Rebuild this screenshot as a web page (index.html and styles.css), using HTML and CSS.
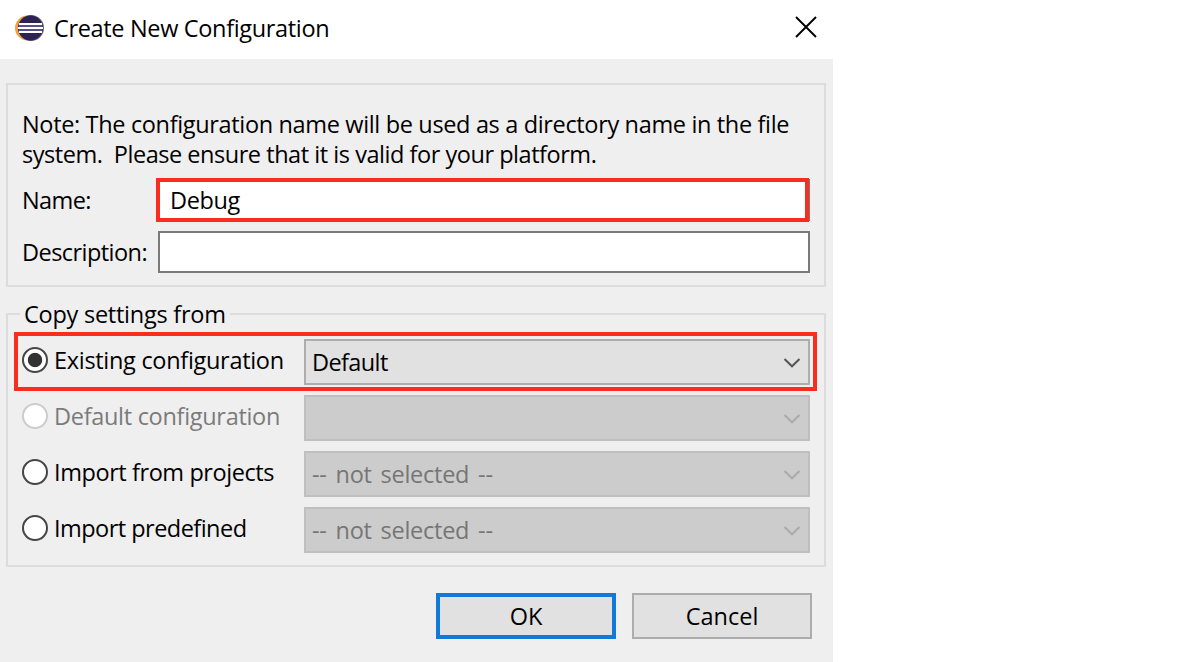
FILE: index.html
```html
<!DOCTYPE html>
<html lang="en">
<head>
<meta charset="utf-8">
<title>Create New Configuration</title>
<link rel="stylesheet" href="styles.css">
</head>
<body>
<svg class="defs" width="0" height="0" aria-hidden="true">
  <symbol id="chevron" viewBox="0 0 18 12"><path d="M1.5 2 L9 9.3 L16.5 2" fill="none" stroke="currentColor" stroke-width="2"/></symbol>
</svg>
<main class="dialog">
  <header class="titlebar">
    <svg class="logo" width="30" height="28" viewBox="0 0 30 28">
      <circle cx="12.5" cy="14" r="12.5" fill="#f7a13a"/>
      <circle cx="16" cy="14" r="13" fill="#69657c"/>
      <circle cx="15.5" cy="14" r="12.4" fill="#2c2255"/>
      <path d="M4 12h23M4 16h23" stroke="#55508a" stroke-width="2"/>
      <path d="M4 10h23M3 14h25M4 18h23" stroke="#fff" stroke-width="2"/>
    </svg>
    <h1 class="title"><span class="t-title">Create New Configuration</span></h1>
    <svg class="close" width="22" height="22" viewBox="0 0 22 22"><path d="M1 1 L21 21 M21 1 L1 21" stroke="#000" stroke-width="1.9"/></svg>
  </header>
  <div class="content">
    <section class="group details">
      <p class="note"><span class="t-note1">Note: The configuration name will be used as a directory name in the file</span><br><span class="t-note2">system.&nbsp; Please ensure that it is valid for your platform.</span></p>
      <div class="field name-field"><span class="label t-name">Name:</span><div class="input name-input"><span class="t-debug">Debug</span></div></div>
      <div class="field"><span class="label t-desc">Description:</span><div class="input"></div></div>
    </section>
    <section class="group copy">
      <h2 class="legend"><span class="t-copy">Copy settings from</span></h2>
      <div class="option current">
        <i class="radio checked"></i><span class="label t-existing">Existing configuration</span>
        <div class="combo"><span class="t-default">Default</span><svg class="chevron" width="18" height="12"><use href="#chevron"/></svg></div>
      </div>
      <div class="option disabled">
        <i class="radio"></i><span class="label t-defconf">Default configuration</span>
        <div class="combo off"><span></span><svg class="chevron" width="18" height="12"><use href="#chevron"/></svg></div>
      </div>
      <div class="option">
        <i class="radio"></i><span class="label t-projects">Import from projects</span>
        <div class="combo off"><span class="t-none">-- not selected --</span><svg class="chevron" width="18" height="12"><use href="#chevron"/></svg></div>
      </div>
      <div class="option">
        <i class="radio"></i><span class="label t-predef">Import predefined</span>
        <div class="combo off"><span class="t-none">-- not selected --</span><svg class="chevron" width="18" height="12"><use href="#chevron"/></svg></div>
      </div>
    </section>
    <footer class="actions">
      <div class="button primary"><span class="t-ok">OK</span></div>
      <div class="button"><span class="t-cancel">Cancel</span></div>
    </footer>
  </div>
</main>
</body>
</html>
```
FILE: styles.css
```css
* { box-sizing: border-box; }
body { margin: 0; background: #fff; font-family: "Open Sans", "Noto Sans", sans-serif; font-size: 23.5px; line-height: 30px; color: #000; overflow: hidden; }
h1, h2, p { margin: 0; font-size: inherit; font-weight: 400; }
span { white-space: nowrap; }
.defs { display: block; height: 0; }
.dialog { width: 833px; height: 662px; background: #efefef; }
.titlebar { display: flex; height: 59px; padding: 14px 16px 0 15px; background: #fff; align-items: flex-start; }
.title { flex: 1; margin: -1px 0 0 9px; }
.close { margin-top: 2px; }
.content { padding: 24px 7px 0 6px; }
.group { border: 2px solid #dcdcdc; }
.details { height: 204px; padding: 24px 14px 0; }
.note { height: 60px; margin-bottom: 10px; }
.field { display: flex; height: 42px; margin-bottom: 10px; align-items: center; }
.field .label { width: 136px; }
.input { position: relative; flex: 1; height: 42px; padding: 4px 10px; border: 2px solid #7a7a7a; background: #fff; }
.name-input::after { content: ""; position: absolute; inset: -3px -1px -3px -4px; border: 4px solid #fb2c1d; }
.copy { height: 254px; margin-top: 26px; padding: 0 14px; }
.legend { width: 210px; height: 30px; margin: -16px 0 10px -2px; padding-left: 4px; background: #efefef; position: relative; }
.option { position: relative; display: flex; height: 46px; margin-bottom: 10px; align-items: flex-start; }
.current::after { content: ""; position: absolute; inset: -7px -7px -6px -8px; border: 4px solid #fb2c1d; }
.option .label { width: 250px; margin-left: 6px; padding-top: 6px; }
.radio { width: 26px; height: 26px; margin-top: 8px; border: 2px solid #454545; border-radius: 50%; background: #fff; }
.checked { background: radial-gradient(circle, #333 6.7px, #fff 7.6px); }
.disabled { color: #7b7b7b; }
.disabled .radio { border-color: #ccc; }
.combo { display: flex; flex: 1; height: 46px; padding: 6px 7px 0 6px; border: 2px solid #adadad; background: #e1e1e1; color: #000; justify-content: space-between; }
.chevron { margin-top: 10px; color: #555; }
.off { background: #ccc; border-color: #bfbfbf; color: #767676; }
.off .chevron { color: #aaa; }
.actions { display: flex; justify-content: flex-end; gap: 16px; margin-top: 26px; padding-right: 14px; }
.button { width: 180px; height: 46px; padding-top: 6px; border: 2px solid #adadad; background: #e1e1e1; text-align: center; }
.primary { border: 4px solid #1279d9; padding-top: 4px; }

.t-title { letter-spacing: -.34px; }
.t-note1 { letter-spacing: -.345px; }
.t-note2 { letter-spacing: -.46px; }
.t-name { letter-spacing: -.6px; }
.t-debug { letter-spacing: -.4px; }
.t-desc { letter-spacing: -.55px; }
.t-copy { letter-spacing: -.25px; }
.t-existing, .t-defconf { letter-spacing: -.3px; }
.t-default { letter-spacing: -.6px; }
.t-projects { letter-spacing: -.42px; }
.t-predef { letter-spacing: -.53px; }
.t-none { letter-spacing: -.25px; word-spacing: 3px; }
```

- Objective
Extract every line of the data exactly; pictures stay out.

- Correct output
Rebuild this screenshot as a web page (index.html and styles.css), using HTML and CSS.
FILE: index.html
```html
<!DOCTYPE html>
<html lang="en">
<head>
<meta charset="utf-8">
<title>Create New Configuration</title>
<link rel="stylesheet" href="styles.css">
</head>
<body>
<svg class="defs" width="0" height="0" aria-hidden="true">
  <symbol id="chevron" viewBox="0 0 18 12"><path d="M1.5 2 L9 9.3 L16.5 2" fill="none" stroke="currentColor" stroke-width="2"/></symbol>
</svg>
<main class="dialog">
  <header class="titlebar">
    <svg class="logo" width="30" height="28" viewBox="0 0 30 28">
      <circle cx="12.5" cy="14" r="12.5" fill="#f7a13a"/>
      <circle cx="16" cy="14" r="13" fill="#69657c"/>
      <circle cx="15.5" cy="14" r="12.4" fill="#2c2255"/>
      <path d="M4 12h23M4 16h23" stroke="#55508a" stroke-width="2"/>
      <path d="M4 10h23M3 14h25M4 18h23" stroke="#fff" stroke-width="2"/>
    </svg>
    <h1 class="title"><span class="t-title">Create New Configuration</span></h1>
    <svg class="close" width="22" height="22" viewBox="0 0 22 22"><path d="M1 1 L21 21 M21 1 L1 21" stroke="#000" stroke-width="1.9"/></svg>
  </header>
  <div class="content">
    <section class="group details">
      <p class="note"><span class="t-note1">Note: The configuration name will be used as a directory name in the file</span><br><span class="t-note2">system.&nbsp; Please ensure that it is valid for your platform.</span></p>
      <div class="field name-field"><span class="label t-name">Name:</span><div class="input name-input"><span class="t-debug">Debug</span></div></div>
      <div class="field"><span class="label t-desc">Description:</span><div class="input"></div></div>
    </section>
    <section class="group copy">
      <h2 class="legend"><span class="t-copy">Copy settings from</span></h2>
      <div class="option current">
        <i class="radio checked"></i><span class="label t-existing">Existing configuration</span>
        <div class="combo"><span class="t-default">Default</span><svg class="chevron" width="18" height="12"><use href="#chevron"/></svg></div>
      </div>
      <div class="option disabled">
        <i class="radio"></i><span class="label t-defconf">Default configuration</span>
        <div class="combo off"><span></span><svg class="chevron" width="18" height="12"><use href="#chevron"/></svg></div>
      </div>
      <div class="option">
        <i class="radio"></i><span class="label t-projects">Import from projects</span>
        <div class="combo off"><span class="t-none">-- not selected --</span><svg class="chevron" width="18" height="12"><use href="#chevron"/></svg></div>
      </div>
      <div class="option">
        <i class="radio"></i><span class="label t-predef">Import predefined</span>
        <div class="combo off"><span class="t-none">-- not selected --</span><svg class="chevron" width="18" height="12"><use href="#chevron"/></svg></div>
      </div>
    </section>
    <footer class="actions">
      <div class="button primary"><span class="t-ok">OK</span></div>
      <div class="button"><span class="t-cancel">Cancel</span></div>
    </footer>
  </div>
</main>
</body>
</html>
```
FILE: styles.css
```css
* { box-sizing: border-box; }
body { margin: 0; background: #fff; font-family: "Open Sans", "Noto Sans", sans-serif; font-size: 23.5px; line-height: 30px; color: #000; overflow: hidden; }
h1, h2, p { margin: 0; font-size: inherit; font-weight: 400; }
span { white-space: nowrap; }
.defs { display: block; height: 0; }
.dialog { width: 833px; height: 662px; background: #efefef; }
.titlebar { display: flex; height: 59px; padding: 14px 16px 0 15px; background: #fff; align-items: flex-start; }
.title { flex: 1; margin: -1px 0 0 9px; }
.close { margin-top: 2px; }
.content { padding: 24px 7px 0 6px; }
.group { border: 2px solid #dcdcdc; }
.details { height: 204px; padding: 24px 14px 0; }
.note { height: 60px; margin-bottom: 10px; }
.field { display: flex; height: 42px; margin-bottom: 10px; align-items: center; }
.field .label { width: 136px; }
.input { position: relative; flex: 1; height: 42px; padding: 4px 10px; border: 2px solid #7a7a7a; background: #fff; }
.name-input::after { content: ""; position: absolute; inset: -3px -1px -3px -4px; border: 4px solid #fb2c1d; }
.copy { height: 254px; margin-top: 26px; padding: 0 14px; }
.legend { width: 210px; height: 30px; margin: -16px 0 10px -2px; padding-left: 4px; background: #efefef; position: relative; }
.option { position: relative; display: flex; height: 46px; margin-bottom: 10px; align-items: flex-start; }
.current::after { content: ""; position: absolute; inset: -7px -7px -6px -8px; border: 4px solid #fb2c1d; }
.option .label { width: 250px; margin-left: 6px; padding-top: 6px; }
.radio { width: 26px; height: 26px; margin-top: 8px; border: 2px solid #454545; border-radius: 50%; background: #fff; }
.checked { background: radial-gradient(circle, #333 6.7px, #fff 7.6px); }
.disabled { color: #7b7b7b; }
.disabled .radio { border-color: #ccc; }
.combo { display: flex; flex: 1; height: 46px; padding: 6px 7px 0 6px; border: 2px solid #adadad; background: #e1e1e1; color: #000; justify-content: space-between; }
.chevron { margin-top: 10px; color: #555; }
.off { background: #ccc; border-color: #bfbfbf; color: #767676; }
.off .chevron { color: #aaa; }
.actions { display: flex; justify-content: flex-end; gap: 16px; margin-top: 26px; padding-right: 14px; }
.button { width: 180px; height: 46px; padding-top: 6px; border: 2px solid #adadad; background: #e1e1e1; text-align: center; }
.primary { border: 4px solid #1279d9; padding-top: 4px; }

.t-title { letter-spacing: -.34px; }
.t-note1 { letter-spacing: -.345px; }
.t-note2 { letter-spacing: -.46px; }
.t-name { letter-spacing: -.6px; }
.t-debug { letter-spacing: -.4px; }
.t-desc { letter-spacing: -.55px; }
.t-copy { letter-spacing: -.25px; }
.t-existing, .t-defconf { letter-spacing: -.3px; }
.t-default { letter-spacing: -.6px; }
.t-projects { letter-spacing: -.42px; }
.t-predef { letter-spacing: -.53px; }
.t-none { letter-spacing: -.25px; word-spacing: 3px; }
```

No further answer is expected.